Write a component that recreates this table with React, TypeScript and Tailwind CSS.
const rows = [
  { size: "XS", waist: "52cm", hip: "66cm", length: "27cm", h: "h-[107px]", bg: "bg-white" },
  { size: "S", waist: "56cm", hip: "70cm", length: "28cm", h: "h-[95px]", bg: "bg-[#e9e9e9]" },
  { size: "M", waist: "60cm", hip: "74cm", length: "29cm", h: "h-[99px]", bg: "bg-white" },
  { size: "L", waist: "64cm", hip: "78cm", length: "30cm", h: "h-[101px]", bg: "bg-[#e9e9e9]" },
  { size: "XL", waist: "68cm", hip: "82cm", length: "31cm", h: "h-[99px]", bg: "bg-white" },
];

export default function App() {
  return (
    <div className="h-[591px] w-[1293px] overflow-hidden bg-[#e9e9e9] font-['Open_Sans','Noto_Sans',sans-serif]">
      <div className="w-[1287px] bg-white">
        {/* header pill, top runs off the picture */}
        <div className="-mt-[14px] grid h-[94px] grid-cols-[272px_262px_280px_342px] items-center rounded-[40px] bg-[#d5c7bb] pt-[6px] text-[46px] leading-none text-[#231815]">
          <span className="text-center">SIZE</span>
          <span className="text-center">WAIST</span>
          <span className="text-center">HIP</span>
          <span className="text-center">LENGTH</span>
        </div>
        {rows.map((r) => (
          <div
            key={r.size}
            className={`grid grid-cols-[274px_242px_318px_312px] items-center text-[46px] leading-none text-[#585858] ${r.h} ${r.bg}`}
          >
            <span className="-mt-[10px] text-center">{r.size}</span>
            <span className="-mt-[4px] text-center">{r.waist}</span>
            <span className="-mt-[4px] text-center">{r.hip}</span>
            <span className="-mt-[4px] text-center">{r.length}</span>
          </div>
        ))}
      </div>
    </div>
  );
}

----------------------------------------

Transcribe every line of the data, exactly as it stands.

Exercise response:
Write a component that recreates this table with React, TypeScript and Tailwind CSS.
const rows = [
  { size: "XS", waist: "52cm", hip: "66cm", length: "27cm", h: "h-[107px]", bg: "bg-white" },
  { size: "S", waist: "56cm", hip: "70cm", length: "28cm", h: "h-[95px]", bg: "bg-[#e9e9e9]" },
  { size: "M", waist: "60cm", hip: "74cm", length: "29cm", h: "h-[99px]", bg: "bg-white" },
  { size: "L", waist: "64cm", hip: "78cm", length: "30cm", h: "h-[101px]", bg: "bg-[#e9e9e9]" },
  { size: "XL", waist: "68cm", hip: "82cm", length: "31cm", h: "h-[99px]", bg: "bg-white" },
];

export default function App() {
  return (
    <div className="h-[591px] w-[1293px] overflow-hidden bg-[#e9e9e9] font-['Open_Sans','Noto_Sans',sans-serif]">
      <div className="w-[1287px] bg-white">
        {/* header pill, top runs off the picture */}
        <div className="-mt-[14px] grid h-[94px] grid-cols-[272px_262px_280px_342px] items-center rounded-[40px] bg-[#d5c7bb] pt-[6px] text-[46px] leading-none text-[#231815]">
          <span className="text-center">SIZE</span>
          <span className="text-center">WAIST</span>
          <span className="text-center">HIP</span>
          <span className="text-center">LENGTH</span>
        </div>
        {rows.map((r) => (
          <div
            key={r.size}
            className={`grid grid-cols-[274px_242px_318px_312px] items-center text-[46px] leading-none text-[#585858] ${r.h} ${r.bg}`}
          >
            <span className="-mt-[10px] text-center">{r.size}</span>
            <span className="-mt-[4px] text-center">{r.waist}</span>
            <span className="-mt-[4px] text-center">{r.hip}</span>
            <span className="-mt-[4px] text-center">{r.length}</span>
          </div>
        ))}
      </div>
    </div>
  );
}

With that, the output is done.